● GIVEN INFORMATION:
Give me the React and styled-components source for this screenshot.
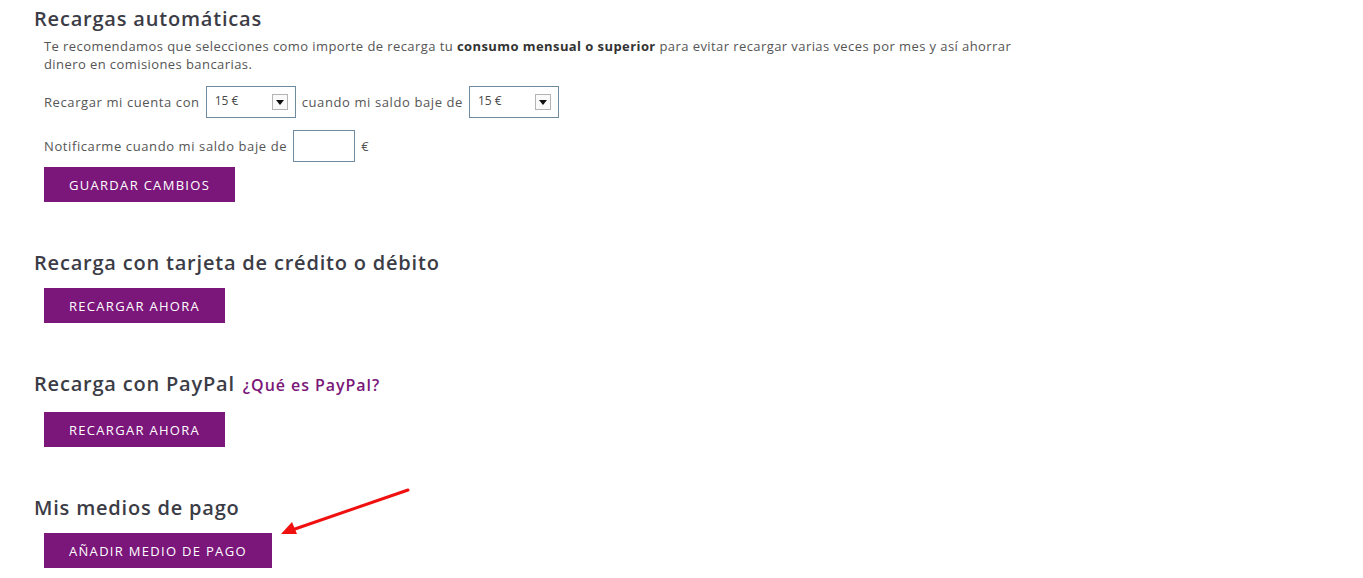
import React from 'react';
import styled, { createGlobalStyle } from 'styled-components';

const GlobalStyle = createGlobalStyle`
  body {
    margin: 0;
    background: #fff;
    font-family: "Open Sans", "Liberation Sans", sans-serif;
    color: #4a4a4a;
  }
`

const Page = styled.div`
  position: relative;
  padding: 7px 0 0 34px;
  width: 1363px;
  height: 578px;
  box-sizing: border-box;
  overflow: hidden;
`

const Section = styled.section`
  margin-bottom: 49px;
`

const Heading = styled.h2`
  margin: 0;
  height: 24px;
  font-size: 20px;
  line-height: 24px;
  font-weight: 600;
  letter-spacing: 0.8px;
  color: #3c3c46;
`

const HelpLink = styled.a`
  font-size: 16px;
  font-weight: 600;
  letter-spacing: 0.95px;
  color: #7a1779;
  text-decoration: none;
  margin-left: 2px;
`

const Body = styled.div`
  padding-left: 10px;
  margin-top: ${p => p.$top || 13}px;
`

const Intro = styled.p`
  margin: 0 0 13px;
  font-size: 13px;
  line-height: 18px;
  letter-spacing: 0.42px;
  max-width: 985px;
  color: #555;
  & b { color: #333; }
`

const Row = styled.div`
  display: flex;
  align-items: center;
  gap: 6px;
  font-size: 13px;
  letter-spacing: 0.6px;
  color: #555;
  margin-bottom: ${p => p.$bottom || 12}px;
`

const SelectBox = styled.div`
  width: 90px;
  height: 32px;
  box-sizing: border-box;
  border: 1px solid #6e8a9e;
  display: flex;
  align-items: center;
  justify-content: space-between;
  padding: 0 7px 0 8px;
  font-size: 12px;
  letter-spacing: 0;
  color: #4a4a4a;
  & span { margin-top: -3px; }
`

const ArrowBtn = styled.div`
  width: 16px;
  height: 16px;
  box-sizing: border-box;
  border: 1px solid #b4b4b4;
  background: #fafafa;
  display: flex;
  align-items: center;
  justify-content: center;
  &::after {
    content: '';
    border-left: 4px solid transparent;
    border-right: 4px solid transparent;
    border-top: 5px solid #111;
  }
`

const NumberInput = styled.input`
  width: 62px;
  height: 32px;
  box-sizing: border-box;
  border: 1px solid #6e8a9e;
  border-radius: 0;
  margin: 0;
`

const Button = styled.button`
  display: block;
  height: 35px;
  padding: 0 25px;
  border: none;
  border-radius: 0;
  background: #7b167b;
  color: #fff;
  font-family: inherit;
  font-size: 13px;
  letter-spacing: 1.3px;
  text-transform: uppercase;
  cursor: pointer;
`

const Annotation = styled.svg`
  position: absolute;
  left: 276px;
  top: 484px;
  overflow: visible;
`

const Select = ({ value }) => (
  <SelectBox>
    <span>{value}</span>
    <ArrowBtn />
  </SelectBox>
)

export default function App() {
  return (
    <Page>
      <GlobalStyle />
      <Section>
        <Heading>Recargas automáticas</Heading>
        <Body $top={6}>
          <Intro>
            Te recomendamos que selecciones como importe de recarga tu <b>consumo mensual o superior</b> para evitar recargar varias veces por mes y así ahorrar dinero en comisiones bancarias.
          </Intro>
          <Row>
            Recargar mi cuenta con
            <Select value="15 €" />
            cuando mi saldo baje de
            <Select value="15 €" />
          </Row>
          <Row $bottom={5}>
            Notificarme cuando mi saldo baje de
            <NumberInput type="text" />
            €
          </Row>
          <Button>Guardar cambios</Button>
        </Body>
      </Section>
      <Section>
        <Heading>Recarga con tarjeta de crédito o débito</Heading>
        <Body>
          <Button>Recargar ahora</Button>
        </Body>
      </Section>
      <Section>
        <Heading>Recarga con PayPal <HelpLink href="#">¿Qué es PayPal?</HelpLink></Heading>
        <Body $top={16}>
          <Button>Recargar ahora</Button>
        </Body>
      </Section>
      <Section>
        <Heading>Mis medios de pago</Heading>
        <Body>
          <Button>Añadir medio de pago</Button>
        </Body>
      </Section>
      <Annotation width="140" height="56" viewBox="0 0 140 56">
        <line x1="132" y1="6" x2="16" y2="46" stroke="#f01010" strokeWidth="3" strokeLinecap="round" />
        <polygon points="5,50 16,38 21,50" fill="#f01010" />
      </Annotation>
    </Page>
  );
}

● EXERCISE GOAL: Exclude the images and reproduce the remaining data exactly.

● SOLUTION TO THIS EXERCISE:
Give me the React and styled-components source for this screenshot.
import React from 'react';
import styled, { createGlobalStyle } from 'styled-components';

const GlobalStyle = createGlobalStyle`
  body {
    margin: 0;
    background: #fff;
    font-family: "Open Sans", "Liberation Sans", sans-serif;
    color: #4a4a4a;
  }
`

const Page = styled.div`
  position: relative;
  padding: 7px 0 0 34px;
  width: 1363px;
  height: 578px;
  box-sizing: border-box;
  overflow: hidden;
`

const Section = styled.section`
  margin-bottom: 49px;
`

const Heading = styled.h2`
  margin: 0;
  height: 24px;
  font-size: 20px;
  line-height: 24px;
  font-weight: 600;
  letter-spacing: 0.8px;
  color: #3c3c46;
`

const HelpLink = styled.a`
  font-size: 16px;
  font-weight: 600;
  letter-spacing: 0.95px;
  color: #7a1779;
  text-decoration: none;
  margin-left: 2px;
`

const Body = styled.div`
  padding-left: 10px;
  margin-top: ${p => p.$top || 13}px;
`

const Intro = styled.p`
  margin: 0 0 13px;
  font-size: 13px;
  line-height: 18px;
  letter-spacing: 0.42px;
  max-width: 985px;
  color: #555;
  & b { color: #333; }
`

const Row = styled.div`
  display: flex;
  align-items: center;
  gap: 6px;
  font-size: 13px;
  letter-spacing: 0.6px;
  color: #555;
  margin-bottom: ${p => p.$bottom || 12}px;
`

const SelectBox = styled.div`
  width: 90px;
  height: 32px;
  box-sizing: border-box;
  border: 1px solid #6e8a9e;
  display: flex;
  align-items: center;
  justify-content: space-between;
  padding: 0 7px 0 8px;
  font-size: 12px;
  letter-spacing: 0;
  color: #4a4a4a;
  & span { margin-top: -3px; }
`

const ArrowBtn = styled.div`
  width: 16px;
  height: 16px;
  box-sizing: border-box;
  border: 1px solid #b4b4b4;
  background: #fafafa;
  display: flex;
  align-items: center;
  justify-content: center;
  &::after {
    content: '';
    border-left: 4px solid transparent;
    border-right: 4px solid transparent;
    border-top: 5px solid #111;
  }
`

const NumberInput = styled.input`
  width: 62px;
  height: 32px;
  box-sizing: border-box;
  border: 1px solid #6e8a9e;
  border-radius: 0;
  margin: 0;
`

const Button = styled.button`
  display: block;
  height: 35px;
  padding: 0 25px;
  border: none;
  border-radius: 0;
  background: #7b167b;
  color: #fff;
  font-family: inherit;
  font-size: 13px;
  letter-spacing: 1.3px;
  text-transform: uppercase;
  cursor: pointer;
`

const Annotation = styled.svg`
  position: absolute;
  left: 276px;
  top: 484px;
  overflow: visible;
`

const Select = ({ value }) => (
  <SelectBox>
    <span>{value}</span>
    <ArrowBtn />
  </SelectBox>
)

export default function App() {
  return (
    <Page>
      <GlobalStyle />
      <Section>
        <Heading>Recargas automáticas</Heading>
        <Body $top={6}>
          <Intro>
            Te recomendamos que selecciones como importe de recarga tu <b>consumo mensual o superior</b> para evitar recargar varias veces por mes y así ahorrar dinero en comisiones bancarias.
          </Intro>
          <Row>
            Recargar mi cuenta con
            <Select value="15 €" />
            cuando mi saldo baje de
            <Select value="15 €" />
          </Row>
          <Row $bottom={5}>
            Notificarme cuando mi saldo baje de
            <NumberInput type="text" />
            €
          </Row>
          <Button>Guardar cambios</Button>
        </Body>
      </Section>
      <Section>
        <Heading>Recarga con tarjeta de crédito o débito</Heading>
        <Body>
          <Button>Recargar ahora</Button>
        </Body>
      </Section>
      <Section>
        <Heading>Recarga con PayPal <HelpLink href="#">¿Qué es PayPal?</HelpLink></Heading>
        <Body $top={16}>
          <Button>Recargar ahora</Button>
        </Body>
      </Section>
      <Section>
        <Heading>Mis medios de pago</Heading>
        <Body>
          <Button>Añadir medio de pago</Button>
        </Body>
      </Section>
      <Annotation width="140" height="56" viewBox="0 0 140 56">
        <line x1="132" y1="6" x2="16" y2="46" stroke="#f01010" strokeWidth="3" strokeLinecap="round" />
        <polygon points="5,50 16,38 21,50" fill="#f01010" />
      </Annotation>
    </Page>
  );
}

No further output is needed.